Generally the grade-school rules of fraction arithmetic apply universally (i.e. in all rings) where the denominators are invertible. This fundamental property will be clarified conceptually when one learns in university algebra about the universal properties of fractions rings and localizations.

Answer 3

The OP states

... but, I found that solution by solving the linear diophantine equation

From this site I found

Here the equation is $7x\equiv 41 \pmod {13}$ or

$$\tag 1 7x\equiv 2 \pmod {13}$$

Here also, multiplication $7 \times x$ is repeated addition.

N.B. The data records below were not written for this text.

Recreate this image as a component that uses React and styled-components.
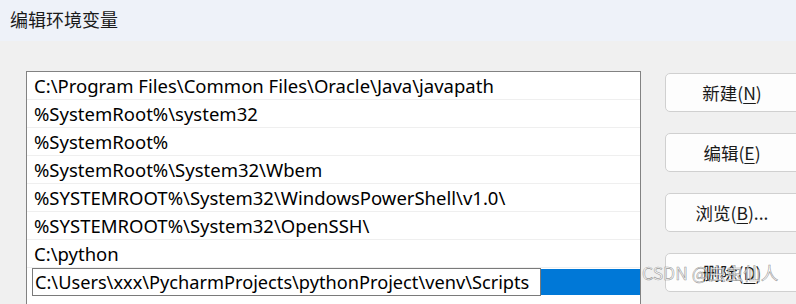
import React from "react";
import styled, { createGlobalStyle } from "styled-components";

const GlobalStyle = createGlobalStyle`
  html, body {
    margin: 0;
    padding: 0;
    background: #f0f0f0;
    overflow: hidden;
  }
  body {
    font-family: "Noto Sans", "Noto Sans CJK SC", sans-serif;
  }
`;

const paths = [
  "C:\\Program Files\\Common Files\\Oracle\\Java\\javapath",
  "%SystemRoot%\\system32",
  "%SystemRoot%",
  "%SystemRoot%\\System32\\Wbem",
  "%SYSTEMROOT%\\System32\\WindowsPowerShell\\v1.0\\",
  "%SYSTEMROOT%\\System32\\OpenSSH\\",
  "C:\\python",
];

const Window = styled.div`
  width: 796px;
  height: 304px;
  position: relative;
  overflow: hidden;
  background: #f0f0f0;
`;

const TitleBar = styled.div`
  height: 41px;
  background: #eef2f9;
  padding-left: 10px;
  display: flex;
  align-items: center;
  font-family: "Noto Sans CJK SC", sans-serif;
  font-size: 18px;
  color: #1a1a1a;
  padding-bottom: 4px;
  box-sizing: border-box;
`;

const Body = styled.div`
  display: flex;
  padding: 30px 0 0 26px;
  gap: 24px;
`;

const ListBox = styled.div`
  flex-shrink: 0;
  width: 615px;
  height: 260px;
  border: 1px solid #828282;
  border-bottom: none;
  background: #fff;
  box-sizing: border-box;
`;

const Row = styled.div`
  height: 28px;
  box-sizing: border-box;
  border-bottom: 1px solid #efefef;
  padding-left: 7px;
  display: flex;
  align-items: center;
  font-size: 18.5px;
  color: #000;
  white-space: nowrap;
`;

const EditRow = styled.div`
  height: 28px;
  display: flex;
  padding-left: 5px;
`;

const EditBox = styled.div`
  width: 509px;
  height: 28px;
  box-sizing: border-box;
  border: 1px solid #7a7a7a;
  background: #fff;
  padding-left: 2px;
  display: flex;
  align-items: center;
  font-size: 18.2px;
  color: #000;
  white-space: nowrap;
  overflow: hidden;
`;

const Highlight = styled.div`
  flex: 1;
  height: 26px;
  margin-top: 1px;
  background: #0078d7;
`;

const Buttons = styled.div`
  flex-shrink: 0;
  display: flex;
  flex-direction: column;
  gap: 21px;
  padding-top: 2px;
`;

const Button = styled.div`
  width: 136px;
  height: 39px;
  box-sizing: border-box;
  border: 1px solid #d0d0d0;
  border-radius: 5px;
  background: #fdfdfd;
  display: flex;
  align-items: center;
  justify-content: center;
  padding-right: 2px;
  font-family: "Noto Sans CJK SC", sans-serif;
  font-size: 17.5px;
  color: #1a1a1a;
  u {
    text-decoration-thickness: 1px;
    text-underline-offset: 3px;
  }
`;

const Watermark = styled.div`
  position: absolute;
  left: 642px;
  top: 260px;
  font-family: "Noto Sans CJK SC", sans-serif;
  font-size: 17.5px;
  color: rgba(255, 255, 255, 0.75);
  -webkit-text-stroke: 0.6px rgba(120, 120, 120, 0.75);
  white-space: nowrap;
`;

export default function App() {
  return (
    <Window>
      <GlobalStyle />
      <TitleBar>编辑环境变量</TitleBar>
      <Body>
        <ListBox>
          {paths.map((p) => (
            <Row key={p}>{p}</Row>
          ))}
          <EditRow>
            <EditBox>C:\Users\xxx\PycharmProjects\pythonProject\venv\Scripts</EditBox>
            <Highlight />
          </EditRow>
        </ListBox>
        <Buttons>
          <Button>新建(<u>N</u>)</Button>
          <Button>编辑(<u>E</u>)</Button>
          <Button>浏览(<u>B</u>)...</Button>
          <Button>删除(<u>D</u>)</Button>
        </Buttons>
      </Body>
      <Watermark>CSDN @虫虫仙人</Watermark>
    </Window>
  );
}
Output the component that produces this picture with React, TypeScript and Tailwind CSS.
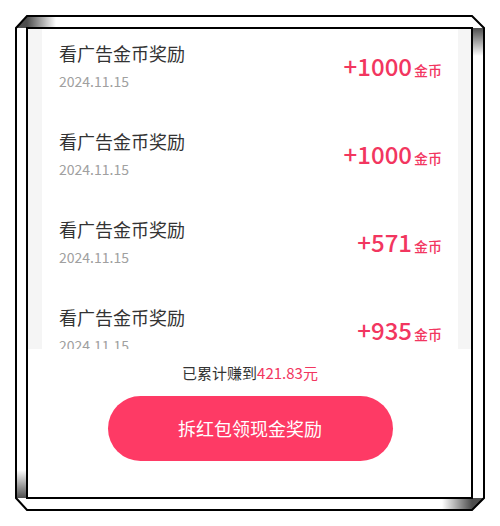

So you can also get the inverse of ${[7]_{13}}^{-1}$ and/or the solution of $\text{(1)}$ using the same technique (might as well cycle through it all):

$\quad 7 \times 1 \equiv 0 + 7 \equiv 7 $
$\quad 7 \times 2 \equiv 7 + 7 \equiv 1 $
$\quad 7 \times 3 \equiv 1 + 7 \equiv 8 $
$\quad 7 \times 4 \equiv 8 + 7 \equiv 2 $
$\quad 7 \times 5 \equiv 2 + 7 \equiv 9 $
$\quad 7 \times 6 \equiv 9 + 7 \equiv 3 $
$\quad 7 \times 7 \equiv 3 + 7 \equiv 10$
$\quad 7 \times 8 \equiv 10 + 7 \equiv 4$
$\quad 7 \times 9 \equiv 4 + 7 \equiv 11$
$\quad 7 \times 10 \equiv 11 + 7 \equiv 5$
$\quad 7 \times 11 \equiv 5 + 7 \equiv 12$
$\quad 7 \times 12 \equiv 12 + 7 \equiv 6$
$\quad 7 \times 13 \equiv 6 + 7 \equiv 0 $

Looking over your work you can pick out both the inverse and the solution.

You can set up a spreadsheet to handle these problems and/or check your work.

Answer 4

$$\tag{1} 7 x - 13k = 41$$

Let $a = x - 2k$, so $$\tag{2}x = a + 2k$$.

Substituting $(2)$ into $(1)$: $$7(a + 2k) - 13k = 41$$ $$7a + k = 41$$ $$k = 41 - 7a \tag{3}$$

Substituting $(3)$ into $(2)$: $$x = a + 2(41 - 7a)$$ $$x = 82 - 13a$$ Plug any integer you like into $a$, and out pops a valid $x$.